Toruńscy radni co prawda nie mogą konkurować z najbogatszymi samorządowcami z regionu. Nie ma wśród nich krezusów, jak np. radny SLD Krzysztof Grządziel z Włocławka, którego oszczędności - 21 mln zł - są wyższe niż majątki, które zgromadziło 25 rajców z grodu Kopernika. Ale i tak część z nich może pochwalić się zarobkami znacznie wyższymi niż średnia krajowa.
Najwięcej w 2012 r. - 370 tys. zł - zarobił szef rady miasta Marian Frąckiewicz (SLD), z czego 294 tys. zł jako pośrednik ubezpieczeniowy.
Tuż za nim znalazł się Waldemar Przybyszewski, szef klubu PO z 272 tys. zł, z czego 252 tys. zł zgarnął jako prezes spółdzielni Zieleniec.
10 tys. zł mniej wyniosły zarobki Barbary Królikowskiej-Ziemkiewicz (PiS).
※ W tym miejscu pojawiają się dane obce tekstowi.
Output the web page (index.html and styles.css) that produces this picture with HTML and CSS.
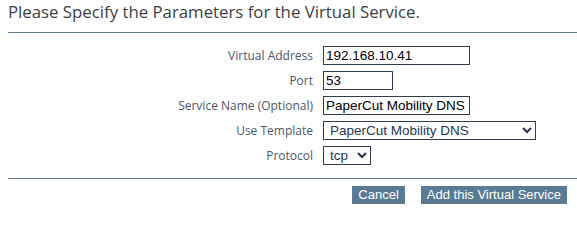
FILE: index.html
```html
<!DOCTYPE html>
<html>
<head>
<meta charset="utf-8">
<link rel="stylesheet" href="styles.css">
</head>
<body>
<div class="page">
  <h1 class="title">Please Specify the Parameters for the Virtual Service.</h1>
  <form class="form">
    <div class="grid">
      <label class="lbl" for="va">Virtual Address</label>
      <div class="field"><input id="va" class="inp w-addr" type="text" value="192.168.10.41"></div>
      <label class="lbl" for="port">Port</label>
      <div class="field"><input id="port" class="inp w-port" type="text" value="53"></div>
      <label class="lbl" for="sn">Service Name (Optional)</label>
      <div class="field"><input id="sn" class="inp w-addr" type="text" value="PaperCut Mobility DNS"></div>
      <label class="lbl" for="tpl">Use Template</label>
      <div class="field"><select id="tpl" class="sel w-tpl"><option>PaperCut Mobility DNS</option></select></div>
      <label class="lbl" for="proto">Protocol</label>
      <div class="field"><select id="proto" class="sel w-proto"><option>tcp</option></select></div>
    </div>
    <div class="actions">
      <button type="button" class="btn">Cancel</button>
      <button type="button" class="btn">Add this Virtual Service</button>
    </div>
  </form>
</div>
</body>
</html>
```

FILE: styles.css
```css
html, body {
  margin: 0;
  padding: 0;
  background: #ffffff;
}
.page {
  padding: 0 0 0 8px;
  font-family: "Open Sans", "Noto Sans", sans-serif;
}
.title {
  margin: 0;
  padding: 2px 0 10px 0;
  font-size: 16.8px;
  font-weight: normal;
  color: #3a3f45;
  line-height: 20px;
  border-bottom: 1px solid #5a7895;
}
.form {
  margin: 0;
}
.grid {
  display: grid;
  grid-template-columns: 305px auto;
  column-gap: 10px;
  row-gap: 6px;
  padding: 13px 0 13px 0;
  border-bottom: 1px solid #5a7895;
  align-items: center;
}
.lbl {
  text-align: right;
  font-size: 12px;
  color: #4b5668;
  line-height: 19px;
}
.field {
  display: flex;
  align-items: center;
}
.inp {
  box-sizing: border-box;
  height: 19px;
  margin: 0;
  padding: 0 0 0 2px;
  border: 1px solid #2e3d4f;
  border-radius: 0;
  font-family: Arial, "Liberation Sans", sans-serif;
  font-size: 13.5px;
  color: #000;
  background: #fff;
  outline: none;
}
.sel {
  box-sizing: border-box;
  height: 19px;
  margin: 0;
  padding: 0 0 0 2px;
  border: 1px solid #2e3d4f;
  border-radius: 0;
  font-family: Arial, "Liberation Sans", sans-serif;
  font-size: 13.5px;
  color: #243652;
  background-color: #fff;
}
.w-addr { width: 147px; }
.w-port { width: 70px; }
.w-tpl { width: 213px; }
.w-proto { width: 48px; }
.actions {
  display: flex;
  justify-content: flex-end;
  gap: 16px;
  padding: 7px 10px 0 0;
}
.btn {
  margin: 0;
  height: 18px;
  padding: 0 6px;
  border: none;
  border-radius: 0;
  background: #5b7a94;
  color: #ffffff;
  font-family: Arial, "Liberation Sans", sans-serif;
  font-size: 13px;
  line-height: 18px;
}
```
Z podium spadł prof. Grzegorz Górski - prawnik i wiceszef rady (PiS) wzbogacił się o 216 tys. zł.
Czytaj także: Nie tylko samorządowcy ujawniają swój majątek
Jak radny sobie radzi?
Prof. Górski jednak jest na topie w przypadku nieruchomości. Ma dom (160 m kw. za 650 tys. zł), pięć mieszkań i dwie działki budowlane. Ich całkowita wartość to 2,33 mln zł.
Jarosław Beszczyński, szef klubu Czas gospodarzy buduje 180-metrowy dom (400 tys. zł), ma mieszkanie (170 tys. zł) i siedem działek budowlanych (400 tys. zł).
Właścicielem najdroższej nieruchomości jest jednak Ryszard Olszewski (Czg). Należy do niego kamienica warta 1,1 mln zł, która jest też jego źródłem utrzymania. Na najmie pomieszczeń handlowych zarobił blisko 60 tys. zł.
Ale są też radni, którzy nie wykazali w oświadczeniach żadnych nieruchomości, np. Arkadiusz Myrcha (PO) oraz Danuta Zając (Czg). Co ciekawe, diety to ich główne źródło utrzymania.
Wielu radnych nie musi żyć od pierwszego do pierwszego - mają spore oszczędności na kontach. Jacek Kowalski (PiS) odłożył 180 tys. zł i ma akcje, które wycenia na 14,4 tys. zł. Królikowska-Ziemkiewicz zgromadziła 142 tys. zł.
Michał Jakubaszek, szef klubu PiS ma na koncie 8,4 tys. zł, 62,4 tys. zł w akcjach i lokaty bankowe - na 81 tys. zł. Nic nie odłożyli np. Urszula Polak (SLD), Sławomir Kruszkowski i Aleksander Rojewski (obaj Czg).
Czym jeżdżą nasi samorządowcy?
Przybyszewski stawia na niemieckie auta: audi q5 (rocznik 2010) i volkswagen polo (2012). Drugi z wozów radny kupił na kredyt za 36 tys. zł. Spłaci go bez odsetek w ciągu... roku.
Prof. Górski gustuje w japońskich samochodach. Ma hondę accord (2008) i civic (2009).
Niektórzy cenią sobie zaś francuskie wehikuły: Tomasz Kruszyński, szef klubu SLD, jeździ renault scenic z 2008 r., Olszewski - citroenem xsara picassa (2007), a Maciej Cichowicz (PO) - siedmioletnim peugeotem 807.
Młodzi rajcy - głównie z PO - są na dorobku. Musieli zaciągnąć kredyty, by kupić mieszkania lub domy. Bartłomiejowi Jóźwiakowi do spłaty pozostało 231 tys. zł, Łukaszowi Walkuszowi (obaj z PO) - 52 tys. euro, Gulewskiemu - 81,2 tys. franków szwajcarskich, a Jakubaszkowi - 54 tys. franków.
Samorządowcy mają obowiązek składać oświadczenia majątkowe do końca kwietnia. Następnie po weryfikacji są one publikowane w biuletynach informacji publicznej.
Oświadczenia toruńskich rajców, a także pracowników urzędu miasta, można już znaleźć pod adresem: www. bip.torun.pl.